Dynamics of fluids and transport applied to the early Earth

We have studied the heat and mass transfer during the early Earth history at multiple scales and for multiple systems by means of numerical computing. Two different systems are approached. Firstly, we focus on the early stages of the Earth core formation when iron segregates from silicates and descends toward the interior of the planet. During the differentiation there are chemical and thermal interactions between dispersed iron blobs and surrounding molten silicates. We study the chemical transport of trace elements within and around the drops. We derive functional relations between critical parameters and show that the system tends to be in chemical equilibrium.During the accretion process of the Earth, extensive melting of its deep interior as well as formation of shallow magma oceans occurred.As heat radiation into space happens with high efficiency, surface molten silicates crystallize very rapidly, in about 10 My.
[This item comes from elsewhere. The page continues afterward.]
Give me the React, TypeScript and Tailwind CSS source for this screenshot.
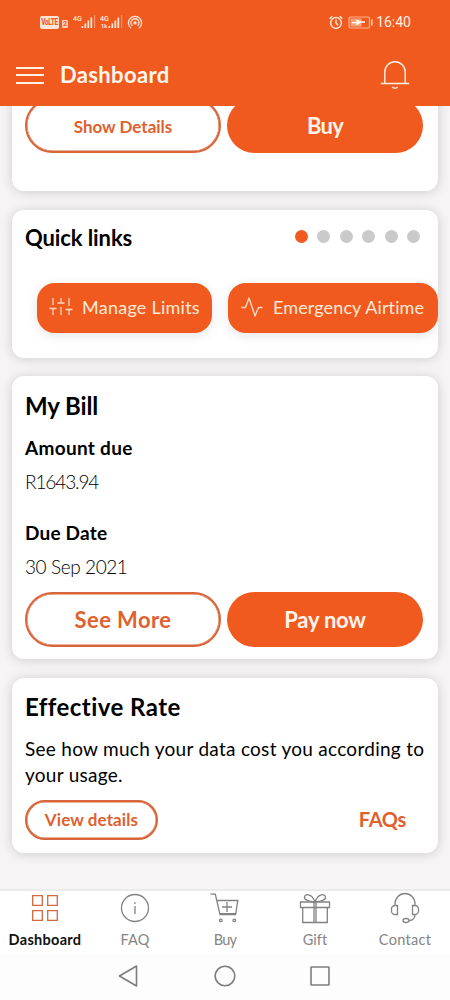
import React from "react";

const Signal: React.FC<{ roaming?: boolean }> = ({ roaming }) => (
  <svg width="23" height="16" viewBox="0 0 23 16" fill="#ffe9dc">
    <text x="0" y="7" fontSize="7" fontWeight="500" fontFamily="Roboto">
      4G
    </text>
    {roaming && (
      <text x="1" y="14.3" fontSize="5.5" fontWeight="700" fontFamily="Roboto">
        1k
      </text>
    )}
    <rect x="8.500" y="12" width="1.700" height="2" />
    <rect x="11.500" y="9.500" width="1.700" height="4.500" />
    <rect x="14.500" y="6.500" width="1.700" height="7.500" />
    <rect x="17.500" y="3.500" width="1.700" height="10.500" />
    <rect x="21" y="1" width="1.200" height="13" opacity="0.4" />
  </svg>
);

const StatusBar: React.FC = () => (
  <div className="flex h-11 items-center pl-10 pr-[39px] text-white">
    <div className="flex h-[13px] w-[19px] items-center justify-center rounded-[2px] bg-[#fde6d8] font-[Roboto] text-[#f05a1f]">
      <span className="scale-y-130 text-[6.5px] leading-none font-extrabold tracking-[-0.4px]">VoLTE</span>
    </div>
    <div className="mt-1 ml-[3px] flex h-2 w-1.5 items-center justify-center rounded-[1px] bg-[#fbd0b8] font-[Roboto] text-[7px] leading-none font-bold text-[#f05a1f]">
      2
    </div>
    <div className="ml-[5px] flex gap-[4px]">
      <Signal />
      <Signal roaming />
    </div>
    <svg className="ml-1" width="16" height="15" viewBox="0 0 16 15" fill="none" stroke="#fde3d3" strokeWidth="1.3">
      <path d="M4 13.2A6.6 6.6 0 1 1 12 13.2" />
      <path d="M5.4 10.8A4 4 0 1 1 10.6 10.8" />
      <circle cx="8" cy="8" r="1.1" fill="#fde3d3" />
    </svg>
    <svg className="ml-auto" width="14" height="15" viewBox="0 0 14 15" fill="none" stroke="#fde3d3" strokeWidth="1.5">
      <circle cx="7" cy="8" r="5.4" />
      <path d="M7 4.8V8l2 2.2M.8 3.6 3.4 1.2M13.2 3.6 10.6 1.2" />
    </svg>
    <svg className="ml-[5px]" width="26" height="13" viewBox="0 0 26 13">
      <rect x="1" y="1" width="20.5" height="11" rx="1.5" fill="none" stroke="#fbb592" strokeWidth="1.2" />
      <rect x="2.5" y="2.5" width="11" height="8" fill="#f7a27a" />
      <path d="M4 6h4.500V3.800l4.500 1.500h4v1.400h-4L8.500 9.200V7.200H4z" fill="#fff" />
      <rect x="23" y="3.500" width="1.6" height="6" fill="#fbd0b8" />
    </svg>
    <span className="ml-0.5 font-[Roboto] text-[14px] leading-none text-[#fff0e4]">16:40</span>
  </div>
);

const Header: React.FC = () => (
  <header className="relative z-10 h-[106px] shrink-0 bg-[#f05a1f]">
    <StatusBar />
    <div className="flex h-[62px] items-center pl-4 pr-10 text-[#fff6ee]">
      <div className="flex w-7 flex-col gap-[5.500px]">
        <div className="h-[2px] bg-[#fff0e4]" />
        <div className="h-[2px] bg-[#fff0e4]" />
        <div className="h-[2px] bg-[#fff0e4]" />
      </div>
      <h1 className="ml-4 text-[22px] leading-none font-bold tracking-[0.35px]">Dashboard</h1>
      <svg className="ml-auto" width="30" height="30" viewBox="0 0 30 30" fill="none" stroke="#fff0e4" strokeWidth="1.4">
        <path d="M.8 23.500h28.4M4.800 23.300V12a10.200 10.200 0 0 1 20.400 0v11.300" />
        <path d="M12.300 26.800c1.400 2 4 2 5.400 0" />
      </svg>
    </div>
  </header>
);

const Card: React.FC<{ className: string; children: React.ReactNode }> = ({
  className,
  children,
}) => (
  <section
    className={`shrink-0 rounded-[12px] bg-white px-[13px] shadow-[0_1px_12px_rgba(40,30,35,0.18)] ${className}`}
  >
    {children}
  </section>
);

const outlineButton =
  "flex items-center justify-center rounded-full border-2 border-[#d8653a] font-bold text-[#df612f] shadow-[inset_0_0_0_0.5px_#d8653a]";
const solidButton =
  "flex items-center justify-center rounded-full bg-[#f05a1f] font-bold text-[#fff4ea]";

const QuickLinks: React.FC = () => (
  <Card className="h-[148px] overflow-hidden">
    <div className="flex items-center justify-between pt-[15px] pr-[5px]">
      <h2 className="text-[22px] leading-[26px] font-bold tracking-[-0.1px]">Quick links</h2>
      <div className="flex gap-[9.5px] pb-1">
        <div className="size-[13px] rounded-full bg-[#f05a1f]" />
        <div className="size-[13px] rounded-full bg-[#cacaca]" />
        <div className="size-[13px] rounded-full bg-[#cacaca]" />
        <div className="size-[13px] rounded-full bg-[#cacaca]" />
        <div className="size-[13px] rounded-full bg-[#cacaca]" />
        <div className="size-[13px] rounded-full bg-[#cacaca]" />
      </div>
    </div>
    <div className="mt-8 -mr-[13px] ml-3 flex gap-4 text-[18px] text-[#ffead8]">
      <button className="flex h-[50px] w-[175px] shrink-0 items-center rounded-[18px] bg-[#f05a1f] pl-3 pb-0.5 shadow-[0_3px_12px_rgba(0,0,0,0.1)]">
        <svg width="24" height="20" viewBox="0 0 24 20" fill="none" stroke="#ffd9bf" strokeWidth="1.3">
          <path d="M4 1v7M.5 11.500h7M4 11.500V18M12 1v5M8.500 6h7M12 10v8M20 1v8M16.500 12.500h7M20 12.500V18" />
        </svg>
        <span className="ml-[9px] whitespace-nowrap tracking-[0.25px]">Manage Limits</span>
      </button>
      <button className="flex h-[50px] w-[210px] shrink-0 items-center rounded-[18px] bg-[#f05a1f] pl-[13px] pb-0.5 shadow-[0_3px_12px_rgba(0,0,0,0.1)]">
        <svg width="22" height="20" viewBox="0 0 22 20" fill="none" stroke="#ffd9bf" strokeWidth="1.4" strokeLinejoin="round">
          <path d="M.5 10.500h4L8 1l6 18 3.500-8.500h4" />
        </svg>
        <span className="ml-[10px] whitespace-nowrap tracking-[0.12px]">Emergency Airtime</span>
      </button>
    </div>
  </Card>
);

const MyBill: React.FC = () => (
  <Card className="h-[283px]">
    <h2 className="pt-4 text-[24px] leading-[28px] font-bold tracking-[-0.1px]">My Bill</h2>
    <h3 className="mt-4 text-[19px] leading-6 font-bold tracking-[0.3px]">Amount due</h3>
    <p className="mt-[10px] text-[19px] leading-6 font-light tracking-[-1.1px]">R1643.94</p>
    <h3 className="mt-[27px] text-[19px] leading-6 font-bold tracking-[0.2px]">Due Date</h3>
    <p className="mt-[10px] text-[19px] leading-6 font-light tracking-[-0.4px]">30 Sep 2021</p>
    <div className="mt-[13px] flex gap-[6px]">
      <button className={`h-[55px] w-[196px] text-[22px] tracking-[0.4px] ${outlineButton}`}>See More</button>
      <button className={`h-[55px] w-[196px] text-[22px] tracking-[-0.2px] ${solidButton}`}>Pay now</button>
    </div>
  </Card>
);

const EffectiveRate: React.FC = () => (
  <Card className="h-[175px]">
    <h2 className="pt-[15px] text-[24px] leading-[28px] font-bold tracking-[0.45px]">Effective Rate</h2>
    <p className="mt-[15px] text-[19px] leading-[26px] tracking-[0.28px] whitespace-nowrap">
      See how much your data cost you according to
      <br />
      your usage.
    </p>
    <div className="mt-3 flex items-center justify-between pr-[19px]">
      <button className={`h-10 w-[133px] text-[17px] tracking-[0.1px] ${outlineButton}`}>View details</button>
      <a className="pb-0.5 text-[20px] leading-none font-bold tracking-[-0.3px] text-[#df612f]">FAQs</a>
    </div>
  </Card>
);

const tabs = [
  {
    label: "Dashboard",
    text: "font-bold tracking-[0.3px] text-[#111]",
    icon: (
      <g stroke="#d2693f">
        <path d="M3.700 3.700h9.600v9.600H3.700zM18.700 3.700h9.600v9.600h-9.600zM3.700 18.700h9.600v9.600H3.700zM18.700 18.700h9.600v9.600h-9.600z" />
      </g>
    ),
  },
  {
    label: "FAQ",
    text: "tracking-[0.1px] text-[#858585]",
    icon: <path d="M16 2.500a13.500 13.500 0 1 1 0 27a13.500 13.500 0 0 1 0-27M16 14v8M16 10.200v1.800" />,
  },
  {
    label: "Buy",
    text: "tracking-[-0.8px] text-[#858585]",
    icon: (
      <>
        <path d="M1.500 2.200h4.800l4.700 20.500h16.200M7.800 8.500h21l-2 13.200H10.500M18 10v10M13 15h10" />
        <circle cx="11.800" cy="28.400" r="1.300" />
        <circle cx="25.300" cy="28.400" r="1.300" />
      </>
    ),
  },
  {
    label: "Gift",
    text: "tracking-[0.1px] text-[#858585]",
    icon: (
      <>
        <path d="M1.500 10h29v5.500h-29zM3.700 15.500h24.600v15H3.700zM15 10v20.500M17 10v20.500" />
        <path d="M16 10C10 9.500 5 8 5.500 5s7-4.500 10.500 5C19.500.500 26 2 26.500 5S22 9.500 16 10z" />
      </>
    ),
  },
  {
    label: "Contact",
    text: "tracking-[0.3px] text-[#858585]",
    icon: (
      <>
        <path d="M6 13v-1.500a10 10 0 0 1 20 0V13M8.500 13.500v9H6a3.500 3.500 0 0 1-3.500-3.500v-2A3.500 3.500 0 0 1 6 13.500zM23.500 13.500v9H26a3.500 3.500 0 0 0 3.500-3.500v-2a3.500 3.500 0 0 0-3.500-3.500zM26 22.500c0 4-2.500 6-6 6" />
        <ellipse cx="17" cy="28.500" rx="3" ry="2" />
      </>
    ),
  },
];

const BottomNav: React.FC = () => (
  <nav className="h-[111px] shrink-0 border-t-2 border-[#ebebeb] bg-[#fdfdfd]">
    <div className="grid h-[62px] grid-cols-5 bg-white">
      {tabs.map((tab) => (
        <div key={tab.label} className="flex flex-col items-center pt-px">
          <svg width="32" height="32" viewBox="0 0 32 32" fill="none" stroke="#828282" strokeWidth="1.300">
            {tab.icon}
          </svg>
          <span className={`mt-2 text-[14.500px] leading-4 ${tab.text}`}>{tab.label}</span>
        </div>
      ))}
    </div>
    <div className="flex h-[45px] items-center justify-center gap-[74px] pr-[3px]">
      <svg width="22" height="24" viewBox="0 0 22 24" fill="none" stroke="#7d7d7d" strokeWidth="1.600" strokeLinejoin="round">
        <path d="M18.500 2v20L1.500 12z" />
      </svg>
      <svg width="22" height="22" viewBox="0 0 22 22" fill="none" stroke="#7d7d7d" strokeWidth="1.600">
        <circle cx="11" cy="11" r="9.800" />
      </svg>
      <svg width="20" height="20" viewBox="0 0 20 20" fill="none" stroke="#7d7d7d" strokeWidth="1.600">
        <rect x="1" y="1" width="18" height="18" rx="0.500" />
      </svg>
    </div>
  </nav>
);

const App: React.FC = () => {
  return (
    <div className="flex h-[1000px] w-[450px] flex-col overflow-hidden bg-[#f6f4f5] font-[Lato,sans-serif] text-black">
      <Header />
      <main className="flex min-h-0 flex-1 flex-col overflow-hidden px-3">
        <Card className="-mt-5 mb-[19px] h-[105px] pt-3">
          <div className="flex gap-[6px]">
            <button className={`h-[55px] w-[196px] pt-0.5 text-[17px] ${outlineButton}`}>
              Show Details
            </button>
            <button className={`h-[55px] w-[196px] text-[22px] tracking-[-0.8px] ${solidButton}`}>Buy</button>
          </div>
        </Card>
        <QuickLinks />
        <div className="h-[18px] shrink-0" />
        <MyBill />
        <div className="h-[19px] shrink-0" />
        <EffectiveRate />
      </main>
      <BottomNav />
    </div>
  );
};

export default App;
The thermal history of the buried liquid layer, called the basal magma ocean (BMO), proceeds over a long time and it is proposed that its remnants are nowadays observable as partial melts in the core-mantle boundary region.We develop numerical models of the thermal history of the crystallizing basal magma ocean that enable to study coupling between the mantle and the core in the presence of the BMO. We derive parametrized relations for this convective system that undergoes solidification/melting. Obtained scaling equations applied to the BMO indicate that the temperature difference that can be maintained across the top and bottom boundaries of the BMO is minute. Hence, the temperature of the core follows the temperature of liquidus at the bottom of the mantle and thus the rate of the BMO cooling must be the same as that of the Earth's core.